I have had issues keeping the blade tight and in position.  The screw mechanism just doesn't work well for me.  I've always attributed that to my technique.

......................
Tip from an old machinist.......to stop blade and or wedge slipping {on metal or wood}, get some ordinary rosin like that used on violin and stringed instrument bows, and with your pocketknife, scrape a small amount of rosin from the little block onto the contact surfaces.The slipping will cease to be!
Winkgrin ...Powdered rosin is also available. Friction can be your best friend...or your worst enemy.....you decide.....
Rolleyes
Winkgrin
"If you don't read newspapers you're uninformed...If you do read newspapers, you're misinformed.....Mark Twain

Jack Edgar, Sgt. USMC Korea, the Forgotten War 50/55
Get off my lawn !
Upset





Reply
#19
  Re: spokeshaves by clovishound (With my foray into s...)
I decided to spend a few minutes with the old spokeshave today. I wedged a small piece of wood in the keyhole and round filed it to a decent sized spacer. This helped a lot. It's still a little fiddly getting it adjusted, but I can get it about where I want it and then tighten the screw a little and everything stays in place pretty well. If I don't crank down on it too much I can still adjust it with a few hard raps on the bench.

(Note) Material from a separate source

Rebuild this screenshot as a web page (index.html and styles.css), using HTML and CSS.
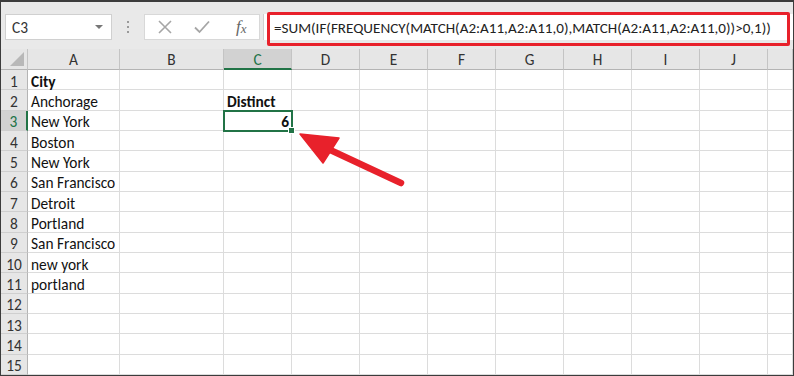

It works, but I can't say it's a joy to use. A quality, thicker iron would help, but not sure if it would make it into a tool I am happy with, and then I'm out more money. I can afford a LV or LN but just can't justify the money on it right now. If the spoon carving turns out to be a long term interest, I will happily plunk down the money. I just don't want an expensive tool I rarely use in the shop. Not that it hasn't happened to me before. I'm wanting to pay off the new car I bought last fall before I retire later this year, so I'm in the frugal mode right now.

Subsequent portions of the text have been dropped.